**Task to complete:** Identify and copy all lines of the material where the string "index" is found.

(Excerpt from a dataset)

-- BEGIN --

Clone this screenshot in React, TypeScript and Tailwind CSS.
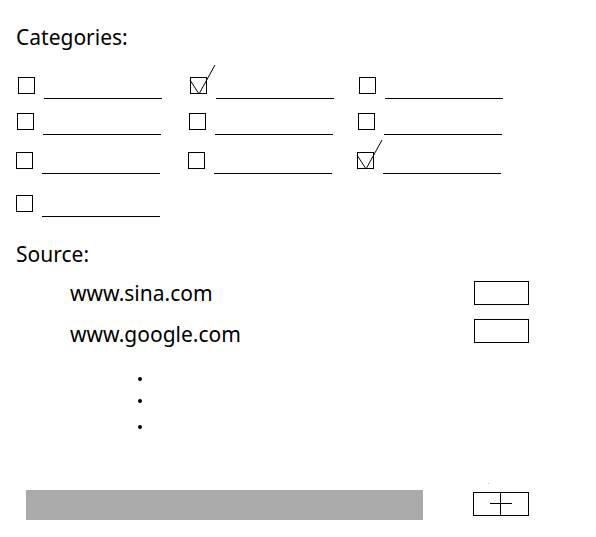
const ROWS: { offset: string; gap: string; items: boolean[] }[] = [
  { offset: "ml-[2px]", gap: "mt-[26px]", items: [false, true, false] },
  { offset: "ml-[1px]", gap: "mt-[14px]", items: [false, false, false] },
  { offset: "ml-0", gap: "mt-[17px]", items: [false, false, true] },
  { offset: "ml-0", gap: "mt-[21px]", items: [false] },
];

const SOURCES = [
  { name: "www.sina.com", gap: "mt-[11px]", boxOffset: "mt-[2px]" },
  { name: "www.google.com", gap: "mt-[13px]", boxOffset: "-mt-px" },
];

function CategoryItem({ checked }: { checked: boolean }) {
  return (
    <div className="flex items-start">
      <div className="relative h-[17px] w-[17px] border border-black">
        {checked && (
          <svg
            className="absolute -left-[2px] -top-[14px] overflow-visible"
            width="30"
            height="32"
            viewBox="0 0 30 32"
            fill="none"
          >
            <path d="M1 16 L10 30 L26 1" stroke="black" strokeWidth={1} />
          </svg>
        )}
      </div>
      <div className="ml-[9px] mt-[21px] h-px w-[118px] bg-black" />
    </div>
  );
}

export default function App() {
  return (
    <div
      className="min-h-[537px] w-[596px] bg-white pl-4 pt-[23px] text-[21px] leading-[28px] text-black"
      style={{ fontFamily: '"Noto Sans", "Open Sans", sans-serif' }}
    >
      <p>Categories:</p>

      {ROWS.map((row, i) => (
        <div key={i} className={`grid grid-cols-[172px_169px_auto] ${row.gap} ${row.offset}`}>
          {row.items.map((checked, j) => (
            <CategoryItem key={j} checked={checked} />
          ))}
        </div>
      ))}

      <p className="mt-[23px]">Source:</p>

      {SOURCES.map((s) => (
        <div key={s.name} className={`flex w-[513px] items-start ${s.gap}`}>
          <span className="pl-[54px]">{s.name}</span>
          <div className={`ml-auto h-[24px] w-[55px] border border-black ${s.boxOffset}`} />
        </div>
      ))}

      <div className="ml-[122px] mt-[29px] h-[4px] w-[4px] rounded-full bg-black" />
      <div className="ml-[122px] mt-[18px] h-[4px] w-[4px] rounded-full bg-black" />
      <div className="ml-[122px] mt-[22px] h-[4px] w-[4px] rounded-full bg-black" />

      <div className="mt-[61px] flex items-start">
        <div className="ml-[10px] h-[30px] w-[397px] bg-[#aaaaaa]" />
        <div className="relative ml-[50px] mt-[2px] h-[24px] w-[56px] border border-black">
          <span className="absolute -top-[10px] left-[14px] h-px w-px bg-[#bbbbbb]" />
          <svg width="54" height="22" viewBox="0 0 54 22" fill="none">
            <path d="M16 10.5 H38 M26.5 0 V22" stroke="black" strokeWidth={1} />
          </svg>
        </div>
      </div>
    </div>
  );
}
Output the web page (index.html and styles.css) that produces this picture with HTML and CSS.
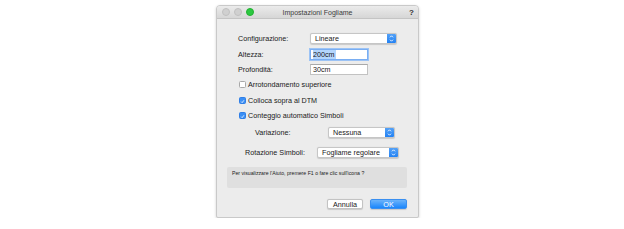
FILE: index.html
```html
<!DOCTYPE html>
<html>
<head>
<meta charset="utf-8">
<link rel="stylesheet" href="styles.css">
</head>
<body>
<div class="window">
  <div class="titlebar">
    <div class="lights"><span class="light"></span><span class="light"></span><span class="light green"></span></div>
    <div class="title">Impostazioni Fogliame</div>
    <div class="help">?</div>
  </div>
  <div class="content">
    <div class="row r-config">
      <span class="label">Configurazione:</span>
      <div class="popup w-config"><span class="ptext">Lineare</span><span class="stepper"><svg viewBox="0 0 9 11" width="9" height="11"><path d="M3 4.3 L4.5 2.8 L6 4.3 M3 6.7 L4.5 8.2 L6 6.7" fill="none" stroke="#fff" stroke-width="0.9"/></svg></span></div>
    </div>
    <div class="row r-alt">
      <span class="label">Altezza:</span>
      <div class="field focus"><span class="sel">200cm</span></div>
    </div>
    <div class="row r-prof">
      <span class="label">Profondità:</span>
      <div class="field">30cm</div>
    </div>
    <div class="check r-c1"><span class="box"></span><span>Arrotondamento superiore</span></div>
    <div class="check r-c2"><span class="box on"><svg viewBox="0 0 7 7" width="7" height="7"><path d="M1.6 3.7 L3 5.1 L5.5 1.8" fill="none" stroke="#fff" stroke-width="1.1"/></svg></span><span>Colloca sopra al DTM</span></div>
    <div class="check r-c3"><span class="box on"><svg viewBox="0 0 7 7" width="7" height="7"><path d="M1.6 3.7 L3 5.1 L5.5 1.8" fill="none" stroke="#fff" stroke-width="1.1"/></svg></span><span>Conteggio automatico Simboli</span></div>
    <div class="row r-var">
      <span class="label">Variazione:</span>
      <div class="popup w-var"><span class="ptext">Nessuna</span><span class="stepper"><svg viewBox="0 0 9 11" width="9" height="11"><path d="M3 4.3 L4.5 2.8 L6 4.3 M3 6.7 L4.5 8.2 L6 6.7" fill="none" stroke="#fff" stroke-width="0.9"/></svg></span></div>
    </div>
    <div class="row r-rot">
      <span class="label">Rotazione Simboli:</span>
      <div class="popup w-rot"><span class="ptext">Fogliame regolare</span><span class="stepper"><svg viewBox="0 0 9 11" width="9" height="11"><path d="M3 4.3 L4.5 2.8 L6 4.3 M3 6.7 L4.5 8.2 L6 6.7" fill="none" stroke="#fff" stroke-width="0.9"/></svg></span></div>
    </div>
    <div class="helpbox">Per visualizzare l'Aiuto, premere F1 o fare clic sull'icona ?</div>
    <div class="buttons">
      <div class="btn">Annulla</div>
      <div class="btn ok">OK</div>
    </div>
  </div>
</div>
</body>
</html>
```
FILE: styles.css
```css
html, body {
  margin: 0;
  padding: 0;
  background: #ffffff;
}
body {
  font-family: "Liberation Sans", Arial, sans-serif;
  font-size: 7.2px;
  color: #1a1a1a;
}
.window {
  margin: 5px 0 0 216px;
  width: 201px;
  height: 211px;
  background: #ececec;
  border: 1px solid #c9c9c9;
  border-radius: 4px 4px 2px 2px;
  box-shadow: 0 1px 3px rgba(0,0,0,0.18);
  display: flex;
  flex-direction: column;
  overflow: hidden;
}
.titlebar {
  height: 12px;
  flex: none;
  background: linear-gradient(#ebebeb, #d6d6d6);
  border-bottom: 1px solid #c4c4c4;
  display: flex;
  align-items: center;
  position: relative;
}
.lights {
  display: flex;
  gap: 4px;
  padding-left: 5px;
}
.light {
  width: 6px;
  height: 6px;
  border-radius: 50%;
  background: #d0d0d0;
  border: 0.5px solid #c0c0c0;
}
.light.green {
  background: #2bc840;
  border-color: #22b030;
}
.title {
  position: absolute;
  left: 0;
  right: 0;
  text-align: center;
  font-size: 7px;
  color: #3c3c3c;
}
.help {
  margin-left: auto;
  margin-right: 4px;
  font-weight: bold;
  font-size: 8px;
  color: #333;
}
.content {
  flex: 1;
  display: flex;
  flex-direction: column;
  padding-left: 21px;
}
.row {
  display: flex;
  align-items: center;
  height: 11px;
}
.label {
  width: 72px;
  flex: none;
}
.r-config { margin-top: 14px; }
.r-alt { margin-top: 5px; }
.r-prof { margin-top: 4px; }
.popup {
  height: 11px;
  box-sizing: border-box;
  background: #fff;
  border: 0.5px solid #c6c6c6;
  border-radius: 2px;
  box-shadow: 0 0.5px 1px rgba(0,0,0,0.15);
  display: flex;
  align-items: center;
  overflow: hidden;
}
.ptext {
  flex: 1;
  padding-left: 4px;
  white-space: nowrap;
}
.stepper {
  width: 9px;
  height: 11px;
  background: linear-gradient(#5aa5f7, #1d7ef3);
  display: flex;
}
.w-config { width: 87px; }
.field {
  width: 58px;
  height: 11px;
  box-sizing: border-box;
  background: #fff;
  border: 1px solid #c2c2c2;
  border-top-color: #a9a9a9;
  padding-left: 2px;
  display: flex;
  align-items: center;
}
.field.focus {
  border-color: #7aaef2;
  box-shadow: 0 0 0 1px #9cc3f5;
}
.sel {
  background: #b3d5fc;
  padding-right: 1px;
}
.check {
  display: flex;
  align-items: center;
  height: 11px;
  gap: 2px;
  padding-left: 1px;
}
.r-c1 { margin-top: 4px; }
.r-c2 { margin-top: 5px; }
.r-c3 { margin-top: 4px; }
.box {
  width: 7px;
  height: 7px;
  box-sizing: border-box;
  background: #fff;
  border: 0.7px solid #a8a8a8;
  border-radius: 1.5px;
  display: flex;
}
.box.on {
  background: #3b8ff5;
  border-color: #2f7ee6;
}
.r-var {
  margin-top: 6px;
  padding-left: 17px;
}
.r-var .label { width: 73px; }
.w-var { width: 67px; }
.r-rot {
  margin-top: 9px;
  padding-left: 7px;
}
.r-rot .label { width: 72px; }
.w-rot { width: 82px; }
.helpbox {
  margin: 9px 0 0 -11px;
  width: 180px;
  height: 21px;
  box-sizing: border-box;
  background: #dfdfdf;
  border-radius: 2px;
  font-size: 5.2px;
  padding: 3px 0 0 5px;
  color: #222;
}
.buttons {
  display: flex;
  gap: 7px;
  margin-top: 11px;
  padding-left: 89px;
}
.btn {
  width: 36px;
  height: 10px;
  box-sizing: border-box;
  background: #fff;
  border: 0.5px solid #c3c3c3;
  border-radius: 2px;
  box-shadow: 0 0.5px 1px rgba(0,0,0,0.15);
  display: flex;
  align-items: center;
  justify-content: center;
}
.btn.ok {
  width: 37px;
  background: linear-gradient(#6cb3fa, #1a86fc);
  border-color: #3a8ff0;
  color: #fff;
}
```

-- END --

**Correct response:**
Output the web page (index.html and styles.css) that produces this picture with HTML and CSS.
FILE: index.html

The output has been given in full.